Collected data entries

========

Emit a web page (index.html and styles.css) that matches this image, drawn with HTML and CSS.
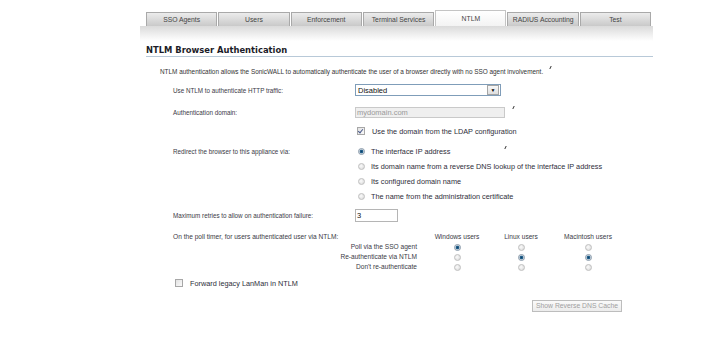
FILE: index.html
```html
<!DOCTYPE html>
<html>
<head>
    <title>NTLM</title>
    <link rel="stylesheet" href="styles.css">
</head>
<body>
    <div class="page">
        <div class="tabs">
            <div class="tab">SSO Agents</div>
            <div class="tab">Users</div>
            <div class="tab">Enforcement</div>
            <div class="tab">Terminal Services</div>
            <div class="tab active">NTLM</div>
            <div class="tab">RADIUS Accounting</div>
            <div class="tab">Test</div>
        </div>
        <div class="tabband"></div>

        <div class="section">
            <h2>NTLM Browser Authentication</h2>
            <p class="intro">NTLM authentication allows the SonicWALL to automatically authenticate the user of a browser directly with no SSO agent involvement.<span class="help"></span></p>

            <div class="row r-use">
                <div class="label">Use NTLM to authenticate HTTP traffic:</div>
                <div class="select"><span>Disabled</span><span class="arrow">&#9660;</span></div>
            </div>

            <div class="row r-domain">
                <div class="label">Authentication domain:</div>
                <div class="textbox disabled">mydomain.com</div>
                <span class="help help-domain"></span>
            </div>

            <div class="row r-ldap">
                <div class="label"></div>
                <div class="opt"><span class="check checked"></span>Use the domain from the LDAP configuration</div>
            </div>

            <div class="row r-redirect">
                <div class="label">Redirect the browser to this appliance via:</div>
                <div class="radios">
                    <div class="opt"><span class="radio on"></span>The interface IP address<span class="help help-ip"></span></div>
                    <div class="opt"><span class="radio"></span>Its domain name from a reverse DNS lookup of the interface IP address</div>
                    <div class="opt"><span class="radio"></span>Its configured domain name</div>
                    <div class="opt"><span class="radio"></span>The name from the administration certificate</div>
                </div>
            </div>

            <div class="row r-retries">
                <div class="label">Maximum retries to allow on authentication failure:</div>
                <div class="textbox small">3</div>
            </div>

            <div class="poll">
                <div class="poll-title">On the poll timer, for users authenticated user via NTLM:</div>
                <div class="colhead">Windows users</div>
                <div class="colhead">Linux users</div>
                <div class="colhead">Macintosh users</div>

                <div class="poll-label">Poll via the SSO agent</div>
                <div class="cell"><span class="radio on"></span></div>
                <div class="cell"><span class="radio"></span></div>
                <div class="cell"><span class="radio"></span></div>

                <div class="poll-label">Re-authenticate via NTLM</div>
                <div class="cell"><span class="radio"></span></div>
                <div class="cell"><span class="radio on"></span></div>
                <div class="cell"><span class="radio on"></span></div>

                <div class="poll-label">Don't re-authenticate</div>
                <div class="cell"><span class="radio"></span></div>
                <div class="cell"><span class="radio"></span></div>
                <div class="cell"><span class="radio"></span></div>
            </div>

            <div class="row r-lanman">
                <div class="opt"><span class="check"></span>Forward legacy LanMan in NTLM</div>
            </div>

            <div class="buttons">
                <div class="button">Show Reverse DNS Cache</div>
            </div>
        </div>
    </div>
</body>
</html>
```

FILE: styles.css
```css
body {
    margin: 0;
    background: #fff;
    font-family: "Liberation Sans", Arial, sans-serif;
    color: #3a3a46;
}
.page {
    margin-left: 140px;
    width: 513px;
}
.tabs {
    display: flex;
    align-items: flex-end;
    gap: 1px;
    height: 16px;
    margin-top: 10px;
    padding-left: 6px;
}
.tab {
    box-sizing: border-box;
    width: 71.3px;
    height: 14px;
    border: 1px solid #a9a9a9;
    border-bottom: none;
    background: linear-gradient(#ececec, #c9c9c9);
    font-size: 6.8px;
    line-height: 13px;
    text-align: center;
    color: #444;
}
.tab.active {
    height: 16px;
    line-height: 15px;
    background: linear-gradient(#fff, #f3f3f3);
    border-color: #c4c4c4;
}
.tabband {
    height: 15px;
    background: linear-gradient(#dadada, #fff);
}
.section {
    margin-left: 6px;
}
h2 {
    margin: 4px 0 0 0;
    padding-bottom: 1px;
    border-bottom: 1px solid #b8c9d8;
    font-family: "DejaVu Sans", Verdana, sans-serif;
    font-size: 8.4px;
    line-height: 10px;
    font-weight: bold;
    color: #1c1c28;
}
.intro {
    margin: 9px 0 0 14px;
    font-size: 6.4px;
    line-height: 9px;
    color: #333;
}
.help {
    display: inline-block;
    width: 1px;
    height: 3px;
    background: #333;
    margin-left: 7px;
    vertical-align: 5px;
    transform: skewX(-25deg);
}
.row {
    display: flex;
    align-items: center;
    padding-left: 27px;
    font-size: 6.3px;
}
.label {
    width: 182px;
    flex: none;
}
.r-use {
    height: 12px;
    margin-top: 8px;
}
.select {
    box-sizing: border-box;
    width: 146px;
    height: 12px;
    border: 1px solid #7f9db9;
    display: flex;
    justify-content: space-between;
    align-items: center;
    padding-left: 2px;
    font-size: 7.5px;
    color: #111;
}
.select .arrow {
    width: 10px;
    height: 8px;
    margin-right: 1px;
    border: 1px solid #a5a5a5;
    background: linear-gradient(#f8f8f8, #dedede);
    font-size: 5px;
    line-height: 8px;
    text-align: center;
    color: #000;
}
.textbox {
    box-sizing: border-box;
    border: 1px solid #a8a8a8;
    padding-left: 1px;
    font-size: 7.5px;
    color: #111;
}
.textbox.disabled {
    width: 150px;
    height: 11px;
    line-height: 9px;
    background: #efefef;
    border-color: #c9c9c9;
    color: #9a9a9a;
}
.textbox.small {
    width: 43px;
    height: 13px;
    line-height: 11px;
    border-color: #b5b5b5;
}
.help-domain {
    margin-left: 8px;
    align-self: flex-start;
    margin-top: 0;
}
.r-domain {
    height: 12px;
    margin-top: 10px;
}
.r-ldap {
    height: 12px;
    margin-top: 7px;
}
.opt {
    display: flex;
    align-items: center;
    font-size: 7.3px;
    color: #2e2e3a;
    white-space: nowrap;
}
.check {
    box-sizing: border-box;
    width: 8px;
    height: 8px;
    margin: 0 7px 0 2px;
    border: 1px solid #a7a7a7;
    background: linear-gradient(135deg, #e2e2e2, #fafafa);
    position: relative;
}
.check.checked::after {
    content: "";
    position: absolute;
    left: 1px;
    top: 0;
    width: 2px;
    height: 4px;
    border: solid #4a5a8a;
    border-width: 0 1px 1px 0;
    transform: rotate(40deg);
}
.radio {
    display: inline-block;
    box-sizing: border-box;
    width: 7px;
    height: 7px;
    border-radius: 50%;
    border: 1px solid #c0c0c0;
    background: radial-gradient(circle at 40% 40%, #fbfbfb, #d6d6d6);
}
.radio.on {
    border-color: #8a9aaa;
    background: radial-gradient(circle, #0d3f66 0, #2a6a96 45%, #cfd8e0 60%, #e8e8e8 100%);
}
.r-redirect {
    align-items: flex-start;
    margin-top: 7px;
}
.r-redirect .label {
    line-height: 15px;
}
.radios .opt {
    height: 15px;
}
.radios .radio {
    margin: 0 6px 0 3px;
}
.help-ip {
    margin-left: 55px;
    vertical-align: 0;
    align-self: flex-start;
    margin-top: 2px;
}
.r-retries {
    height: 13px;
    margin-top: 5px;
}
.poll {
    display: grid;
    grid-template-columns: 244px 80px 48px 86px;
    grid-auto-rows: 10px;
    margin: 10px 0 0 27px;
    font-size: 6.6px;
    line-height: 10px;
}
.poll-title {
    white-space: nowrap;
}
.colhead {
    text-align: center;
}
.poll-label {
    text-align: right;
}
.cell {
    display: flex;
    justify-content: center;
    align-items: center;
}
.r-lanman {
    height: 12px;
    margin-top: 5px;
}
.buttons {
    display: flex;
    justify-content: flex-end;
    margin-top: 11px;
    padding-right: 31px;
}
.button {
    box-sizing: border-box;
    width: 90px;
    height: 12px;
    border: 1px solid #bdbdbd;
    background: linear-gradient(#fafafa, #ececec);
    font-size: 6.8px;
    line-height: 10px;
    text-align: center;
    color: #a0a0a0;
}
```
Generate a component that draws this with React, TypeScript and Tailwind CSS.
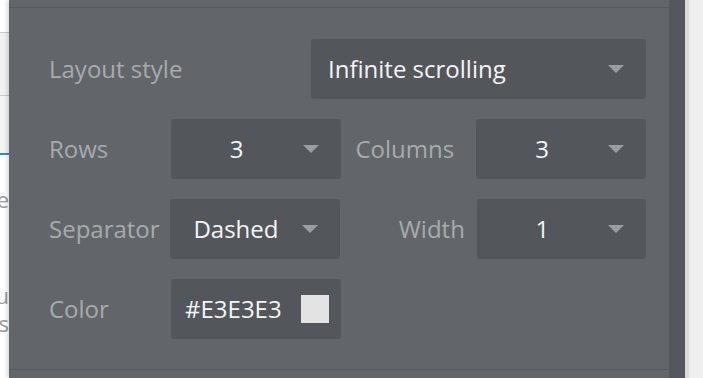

========

Using the listing, copy every line where the word "this" shows up.

(Completed exercise)
Emit a web page (index.html and styles.css) that matches this image, drawn with HTML and CSS.
                <div class="label">Redirect the browser to this appliance via:</div>
Generate a component that draws this with React, TypeScript and Tailwind CSS.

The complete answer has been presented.